--- BEGIN ---

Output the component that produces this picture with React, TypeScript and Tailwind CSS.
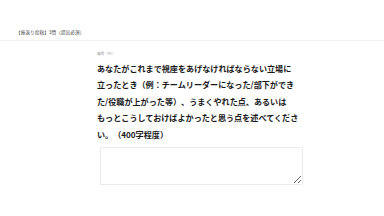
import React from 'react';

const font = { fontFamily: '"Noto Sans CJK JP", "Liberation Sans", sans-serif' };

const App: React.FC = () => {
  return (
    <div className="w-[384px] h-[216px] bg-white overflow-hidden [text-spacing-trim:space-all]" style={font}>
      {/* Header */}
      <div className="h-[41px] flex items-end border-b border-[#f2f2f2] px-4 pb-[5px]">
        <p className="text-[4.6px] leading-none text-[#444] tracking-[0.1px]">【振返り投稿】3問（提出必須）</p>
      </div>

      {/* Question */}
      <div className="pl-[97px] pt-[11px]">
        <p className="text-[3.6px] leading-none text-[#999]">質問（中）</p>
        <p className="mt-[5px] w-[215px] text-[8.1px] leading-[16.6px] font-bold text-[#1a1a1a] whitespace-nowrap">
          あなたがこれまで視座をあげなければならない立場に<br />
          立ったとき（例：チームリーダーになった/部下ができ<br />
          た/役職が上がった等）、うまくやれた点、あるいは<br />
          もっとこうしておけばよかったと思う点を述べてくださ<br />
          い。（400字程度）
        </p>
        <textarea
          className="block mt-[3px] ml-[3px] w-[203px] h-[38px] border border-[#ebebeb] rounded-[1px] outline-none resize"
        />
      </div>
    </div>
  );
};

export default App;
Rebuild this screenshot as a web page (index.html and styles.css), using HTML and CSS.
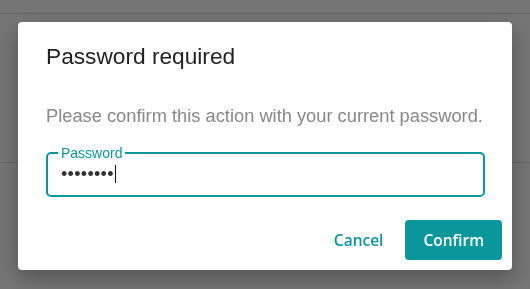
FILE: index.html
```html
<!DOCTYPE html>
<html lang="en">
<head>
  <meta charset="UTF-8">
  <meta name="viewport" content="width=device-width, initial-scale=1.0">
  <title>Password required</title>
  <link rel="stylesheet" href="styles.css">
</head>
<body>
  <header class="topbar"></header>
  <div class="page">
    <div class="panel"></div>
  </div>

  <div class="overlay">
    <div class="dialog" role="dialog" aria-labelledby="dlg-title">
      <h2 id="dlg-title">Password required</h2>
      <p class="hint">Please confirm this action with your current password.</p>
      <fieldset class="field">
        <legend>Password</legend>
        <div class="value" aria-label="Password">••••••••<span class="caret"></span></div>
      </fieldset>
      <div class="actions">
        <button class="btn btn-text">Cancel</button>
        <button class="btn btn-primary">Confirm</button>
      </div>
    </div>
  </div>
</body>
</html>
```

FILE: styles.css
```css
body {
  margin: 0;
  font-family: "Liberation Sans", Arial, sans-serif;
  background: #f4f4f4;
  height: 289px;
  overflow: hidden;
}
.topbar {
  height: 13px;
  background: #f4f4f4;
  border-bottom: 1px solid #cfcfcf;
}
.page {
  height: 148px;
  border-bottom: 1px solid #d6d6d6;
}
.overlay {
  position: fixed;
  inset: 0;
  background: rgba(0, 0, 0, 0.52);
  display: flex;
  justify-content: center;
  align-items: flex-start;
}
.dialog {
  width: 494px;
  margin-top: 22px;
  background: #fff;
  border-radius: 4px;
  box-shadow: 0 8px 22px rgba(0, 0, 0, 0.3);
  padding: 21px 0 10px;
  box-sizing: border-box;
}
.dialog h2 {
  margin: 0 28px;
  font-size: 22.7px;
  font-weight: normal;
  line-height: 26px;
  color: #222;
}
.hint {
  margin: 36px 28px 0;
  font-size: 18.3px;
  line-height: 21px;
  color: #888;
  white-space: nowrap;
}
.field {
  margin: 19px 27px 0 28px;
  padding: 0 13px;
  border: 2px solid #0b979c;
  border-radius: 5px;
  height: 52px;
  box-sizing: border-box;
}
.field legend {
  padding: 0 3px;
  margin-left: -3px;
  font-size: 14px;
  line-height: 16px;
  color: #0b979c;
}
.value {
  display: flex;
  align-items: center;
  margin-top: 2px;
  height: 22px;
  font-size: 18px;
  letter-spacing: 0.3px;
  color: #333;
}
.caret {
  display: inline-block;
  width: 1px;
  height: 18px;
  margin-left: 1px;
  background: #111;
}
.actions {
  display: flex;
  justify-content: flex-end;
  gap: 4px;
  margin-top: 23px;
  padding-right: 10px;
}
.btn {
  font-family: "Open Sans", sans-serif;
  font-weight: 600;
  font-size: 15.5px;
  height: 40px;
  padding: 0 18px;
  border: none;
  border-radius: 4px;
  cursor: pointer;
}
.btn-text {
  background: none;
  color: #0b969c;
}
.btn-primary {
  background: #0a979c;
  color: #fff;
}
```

--- END ---

▶ [Problem statement]: Skip the images and write out the rest of the listing exactly.

▶ [Result of the task]:
Output the component that produces this picture with React, TypeScript and Tailwind CSS.
import React from 'react';

const font = { fontFamily: '"Noto Sans CJK JP", "Liberation Sans", sans-serif' };

const App: React.FC = () => {
  return (
    <div className="w-[384px] h-[216px] bg-white overflow-hidden [text-spacing-trim:space-all]" style={font}>
      {/* Header */}
      <div className="h-[41px] flex items-end border-b border-[#f2f2f2] px-4 pb-[5px]">
        <p className="text-[4.6px] leading-none text-[#444] tracking-[0.1px]">【振返り投稿】3問（提出必須）</p>
      </div>

      {/* Question */}
      <div className="pl-[97px] pt-[11px]">
        <p className="text-[3.6px] leading-none text-[#999]">質問（中）</p>
        <p className="mt-[5px] w-[215px] text-[8.1px] leading-[16.6px] font-bold text-[#1a1a1a] whitespace-nowrap">
          あなたがこれまで視座をあげなければならない立場に<br />
          立ったとき（例：チームリーダーになった/部下ができ<br />
          た/役職が上がった等）、うまくやれた点、あるいは<br />
          もっとこうしておけばよかったと思う点を述べてくださ<br />
          い。（400字程度）
        </p>
        <textarea
          className="block mt-[3px] ml-[3px] w-[203px] h-[38px] border border-[#ebebeb] rounded-[1px] outline-none resize"
        />
      </div>
    </div>
  );
};

export default App;
Rebuild this screenshot as a web page (index.html and styles.css), using HTML and CSS.
FILE: index.html
```html
<!DOCTYPE html>
<html lang="en">
<head>
  <meta charset="UTF-8">
  <meta name="viewport" content="width=device-width, initial-scale=1.0">
  <title>Password required</title>
  <link rel="stylesheet" href="styles.css">
</head>
<body>
  <header class="topbar"></header>
  <div class="page">
    <div class="panel"></div>
  </div>

  <div class="overlay">
    <div class="dialog" role="dialog" aria-labelledby="dlg-title">
      <h2 id="dlg-title">Password required</h2>
      <p class="hint">Please confirm this action with your current password.</p>
      <fieldset class="field">
        <legend>Password</legend>
        <div class="value" aria-label="Password">••••••••<span class="caret"></span></div>
      </fieldset>
      <div class="actions">
        <button class="btn btn-text">Cancel</button>
        <button class="btn btn-primary">Confirm</button>
      </div>
    </div>
  </div>
</body>
</html>
```

FILE: styles.css
```css
body {
  margin: 0;
  font-family: "Liberation Sans", Arial, sans-serif;
  background: #f4f4f4;
  height: 289px;
  overflow: hidden;
}
.topbar {
  height: 13px;
  background: #f4f4f4;
  border-bottom: 1px solid #cfcfcf;
}
.page {
  height: 148px;
  border-bottom: 1px solid #d6d6d6;
}
.overlay {
  position: fixed;
  inset: 0;
  background: rgba(0, 0, 0, 0.52);
  display: flex;
  justify-content: center;
  align-items: flex-start;
}
.dialog {
  width: 494px;
  margin-top: 22px;
  background: #fff;
  border-radius: 4px;
  box-shadow: 0 8px 22px rgba(0, 0, 0, 0.3);
  padding: 21px 0 10px;
  box-sizing: border-box;
}
.dialog h2 {
  margin: 0 28px;
  font-size: 22.7px;
  font-weight: normal;
  line-height: 26px;
  color: #222;
}
.hint {
  margin: 36px 28px 0;
  font-size: 18.3px;
  line-height: 21px;
  color: #888;
  white-space: nowrap;
}
.field {
  margin: 19px 27px 0 28px;
  padding: 0 13px;
  border: 2px solid #0b979c;
  border-radius: 5px;
  height: 52px;
  box-sizing: border-box;
}
.field legend {
  padding: 0 3px;
  margin-left: -3px;
  font-size: 14px;
  line-height: 16px;
  color: #0b979c;
}
.value {
  display: flex;
  align-items: center;
  margin-top: 2px;
  height: 22px;
  font-size: 18px;
  letter-spacing: 0.3px;
  color: #333;
}
.caret {
  display: inline-block;
  width: 1px;
  height: 18px;
  margin-left: 1px;
  background: #111;
}
.actions {
  display: flex;
  justify-content: flex-end;
  gap: 4px;
  margin-top: 23px;
  padding-right: 10px;
}
.btn {
  font-family: "Open Sans", sans-serif;
  font-weight: 600;
  font-size: 15.5px;
  height: 40px;
  padding: 0 18px;
  border: none;
  border-radius: 4px;
  cursor: pointer;
}
.btn-text {
  background: none;
  color: #0b969c;
}
.btn-primary {
  background: #0a979c;
  color: #fff;
}
```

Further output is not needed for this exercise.